Records contained in a dataset

** begin **

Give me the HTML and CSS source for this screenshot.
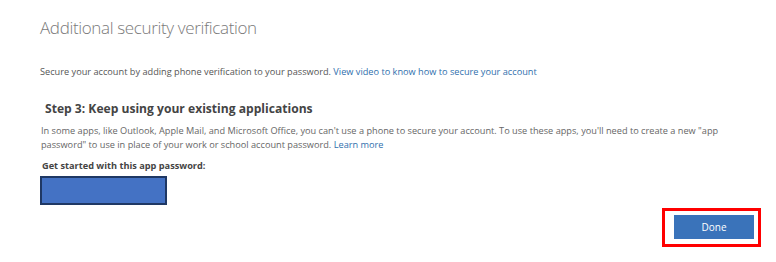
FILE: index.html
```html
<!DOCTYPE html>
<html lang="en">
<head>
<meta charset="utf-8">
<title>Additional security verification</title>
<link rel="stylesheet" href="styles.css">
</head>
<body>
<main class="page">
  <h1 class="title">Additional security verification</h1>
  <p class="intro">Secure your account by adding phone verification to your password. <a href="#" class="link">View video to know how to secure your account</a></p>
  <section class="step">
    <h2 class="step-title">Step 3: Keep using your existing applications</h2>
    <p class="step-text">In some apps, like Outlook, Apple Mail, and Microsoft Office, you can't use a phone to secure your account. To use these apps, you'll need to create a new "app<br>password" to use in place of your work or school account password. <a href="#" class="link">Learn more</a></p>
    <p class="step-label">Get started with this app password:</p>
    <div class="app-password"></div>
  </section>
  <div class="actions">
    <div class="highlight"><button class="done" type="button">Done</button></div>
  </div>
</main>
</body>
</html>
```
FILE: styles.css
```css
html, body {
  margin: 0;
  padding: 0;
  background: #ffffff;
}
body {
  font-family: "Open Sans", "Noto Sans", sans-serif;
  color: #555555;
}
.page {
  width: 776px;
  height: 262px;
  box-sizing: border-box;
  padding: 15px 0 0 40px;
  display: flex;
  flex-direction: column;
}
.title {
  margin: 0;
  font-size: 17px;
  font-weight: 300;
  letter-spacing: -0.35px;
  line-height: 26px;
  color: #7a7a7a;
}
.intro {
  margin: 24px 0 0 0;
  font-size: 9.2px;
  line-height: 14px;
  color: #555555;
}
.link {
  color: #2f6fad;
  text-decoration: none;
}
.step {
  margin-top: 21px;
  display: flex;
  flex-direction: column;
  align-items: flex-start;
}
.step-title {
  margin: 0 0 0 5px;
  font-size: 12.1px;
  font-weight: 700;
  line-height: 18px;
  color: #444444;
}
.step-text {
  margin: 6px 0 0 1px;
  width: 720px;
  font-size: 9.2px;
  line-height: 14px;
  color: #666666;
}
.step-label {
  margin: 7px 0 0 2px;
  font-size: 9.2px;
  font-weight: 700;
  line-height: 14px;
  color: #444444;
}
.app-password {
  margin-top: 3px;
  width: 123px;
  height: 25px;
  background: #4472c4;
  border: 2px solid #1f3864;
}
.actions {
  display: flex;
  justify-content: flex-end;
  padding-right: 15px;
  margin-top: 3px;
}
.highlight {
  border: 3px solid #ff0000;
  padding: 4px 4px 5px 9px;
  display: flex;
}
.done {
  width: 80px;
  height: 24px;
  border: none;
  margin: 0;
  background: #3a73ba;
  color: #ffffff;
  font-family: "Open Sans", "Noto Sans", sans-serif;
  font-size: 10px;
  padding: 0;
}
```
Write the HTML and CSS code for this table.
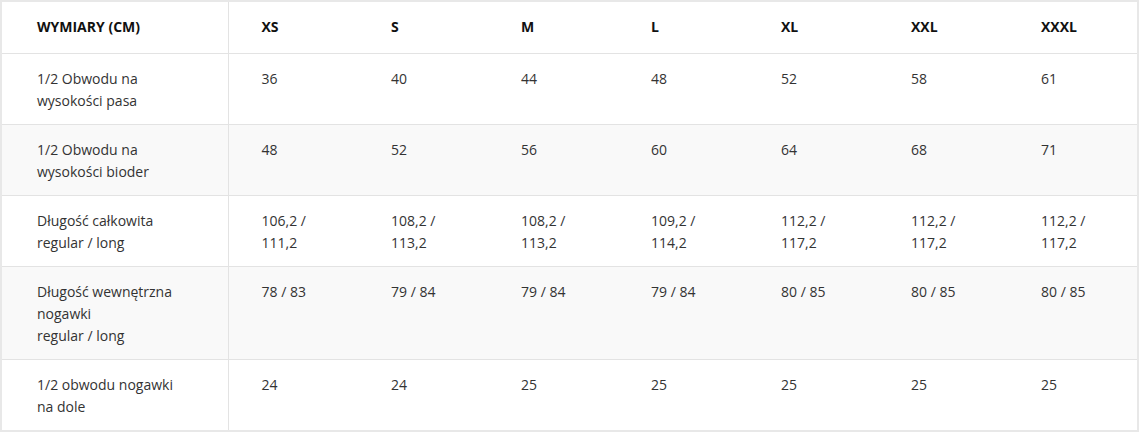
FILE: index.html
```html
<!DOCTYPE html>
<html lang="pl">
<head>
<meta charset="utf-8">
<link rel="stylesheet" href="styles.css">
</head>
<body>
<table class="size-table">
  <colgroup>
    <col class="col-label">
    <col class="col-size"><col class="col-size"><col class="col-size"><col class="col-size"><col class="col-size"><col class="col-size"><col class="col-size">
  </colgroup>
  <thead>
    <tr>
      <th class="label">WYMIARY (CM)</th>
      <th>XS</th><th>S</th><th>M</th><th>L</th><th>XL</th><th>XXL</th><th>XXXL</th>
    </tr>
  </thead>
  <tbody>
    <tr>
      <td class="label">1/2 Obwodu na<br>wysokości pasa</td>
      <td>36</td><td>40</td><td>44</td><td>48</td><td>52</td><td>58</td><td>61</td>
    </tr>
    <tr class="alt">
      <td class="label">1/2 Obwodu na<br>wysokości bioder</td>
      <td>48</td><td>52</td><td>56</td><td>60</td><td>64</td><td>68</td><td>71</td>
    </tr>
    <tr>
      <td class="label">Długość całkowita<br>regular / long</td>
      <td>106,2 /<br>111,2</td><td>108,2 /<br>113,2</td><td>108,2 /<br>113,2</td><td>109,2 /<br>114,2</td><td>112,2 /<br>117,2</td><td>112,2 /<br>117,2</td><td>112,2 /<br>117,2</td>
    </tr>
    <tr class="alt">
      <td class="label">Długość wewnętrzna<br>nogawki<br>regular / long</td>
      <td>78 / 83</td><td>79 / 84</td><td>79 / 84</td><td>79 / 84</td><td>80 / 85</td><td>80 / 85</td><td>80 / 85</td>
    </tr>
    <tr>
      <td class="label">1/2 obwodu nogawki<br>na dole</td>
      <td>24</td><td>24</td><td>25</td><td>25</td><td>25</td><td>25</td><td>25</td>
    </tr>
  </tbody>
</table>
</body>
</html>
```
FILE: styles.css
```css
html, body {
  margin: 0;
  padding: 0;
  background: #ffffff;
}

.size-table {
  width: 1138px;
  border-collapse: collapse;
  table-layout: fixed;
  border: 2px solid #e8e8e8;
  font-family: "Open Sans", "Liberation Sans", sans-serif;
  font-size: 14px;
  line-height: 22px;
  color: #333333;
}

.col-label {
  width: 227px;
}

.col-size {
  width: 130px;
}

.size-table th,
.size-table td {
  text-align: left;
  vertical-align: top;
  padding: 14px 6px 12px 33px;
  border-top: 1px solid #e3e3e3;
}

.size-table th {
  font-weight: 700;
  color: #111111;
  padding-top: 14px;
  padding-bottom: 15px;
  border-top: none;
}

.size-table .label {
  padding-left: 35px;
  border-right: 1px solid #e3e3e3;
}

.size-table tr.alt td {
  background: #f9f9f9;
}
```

** end **
** begin **

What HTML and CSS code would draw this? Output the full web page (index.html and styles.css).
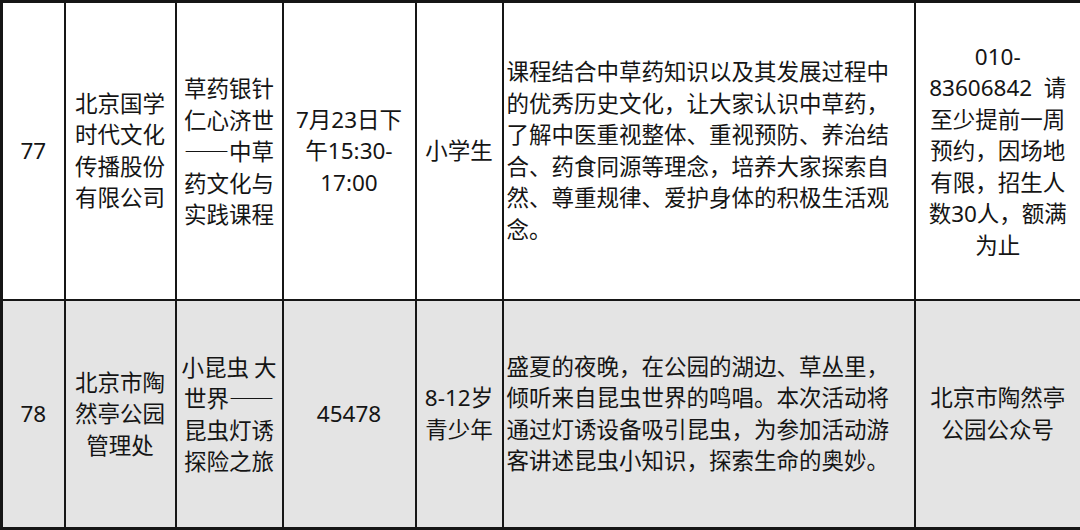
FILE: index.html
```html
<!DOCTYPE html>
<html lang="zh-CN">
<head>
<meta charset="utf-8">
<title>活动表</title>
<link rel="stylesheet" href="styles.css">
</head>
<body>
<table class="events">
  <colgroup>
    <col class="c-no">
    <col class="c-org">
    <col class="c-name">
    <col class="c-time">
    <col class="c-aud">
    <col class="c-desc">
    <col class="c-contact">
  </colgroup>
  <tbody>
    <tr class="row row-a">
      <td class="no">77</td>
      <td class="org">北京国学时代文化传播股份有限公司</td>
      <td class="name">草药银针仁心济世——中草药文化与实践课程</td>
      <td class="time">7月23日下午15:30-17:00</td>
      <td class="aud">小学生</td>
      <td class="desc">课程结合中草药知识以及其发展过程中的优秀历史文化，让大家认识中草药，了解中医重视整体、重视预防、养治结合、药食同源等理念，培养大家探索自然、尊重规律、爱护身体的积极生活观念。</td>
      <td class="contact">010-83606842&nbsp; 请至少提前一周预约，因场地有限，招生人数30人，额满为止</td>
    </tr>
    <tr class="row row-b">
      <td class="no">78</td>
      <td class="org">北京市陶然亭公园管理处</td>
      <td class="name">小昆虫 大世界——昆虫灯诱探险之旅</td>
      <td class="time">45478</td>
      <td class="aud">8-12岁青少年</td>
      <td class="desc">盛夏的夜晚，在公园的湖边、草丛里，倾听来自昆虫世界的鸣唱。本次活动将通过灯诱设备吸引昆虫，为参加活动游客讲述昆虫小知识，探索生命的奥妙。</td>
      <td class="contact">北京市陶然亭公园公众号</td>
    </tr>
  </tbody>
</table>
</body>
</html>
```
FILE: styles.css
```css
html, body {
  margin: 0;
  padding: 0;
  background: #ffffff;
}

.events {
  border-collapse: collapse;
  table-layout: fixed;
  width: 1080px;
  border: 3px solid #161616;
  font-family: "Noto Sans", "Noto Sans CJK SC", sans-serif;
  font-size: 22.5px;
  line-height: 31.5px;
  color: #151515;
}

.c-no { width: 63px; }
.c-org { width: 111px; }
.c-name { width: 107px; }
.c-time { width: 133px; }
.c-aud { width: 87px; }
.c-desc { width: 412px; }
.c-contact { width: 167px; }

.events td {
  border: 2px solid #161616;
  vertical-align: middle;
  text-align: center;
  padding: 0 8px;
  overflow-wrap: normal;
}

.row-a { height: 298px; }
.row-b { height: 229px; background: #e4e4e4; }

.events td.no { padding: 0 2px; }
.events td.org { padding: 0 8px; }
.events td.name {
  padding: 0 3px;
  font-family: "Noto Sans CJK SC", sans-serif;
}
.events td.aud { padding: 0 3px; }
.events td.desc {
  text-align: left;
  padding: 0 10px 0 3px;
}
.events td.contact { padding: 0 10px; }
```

** end **

→ AIM
Copy out each line in the preceding records that contains "this".

→ OUTPUT BELOW
Give me the HTML and CSS source for this screenshot.
    <p class="step-label">Get started with this app password:</p>
Write the HTML and CSS code for this table.
What HTML and CSS code would draw this? Output the full web page (index.html and styles.css).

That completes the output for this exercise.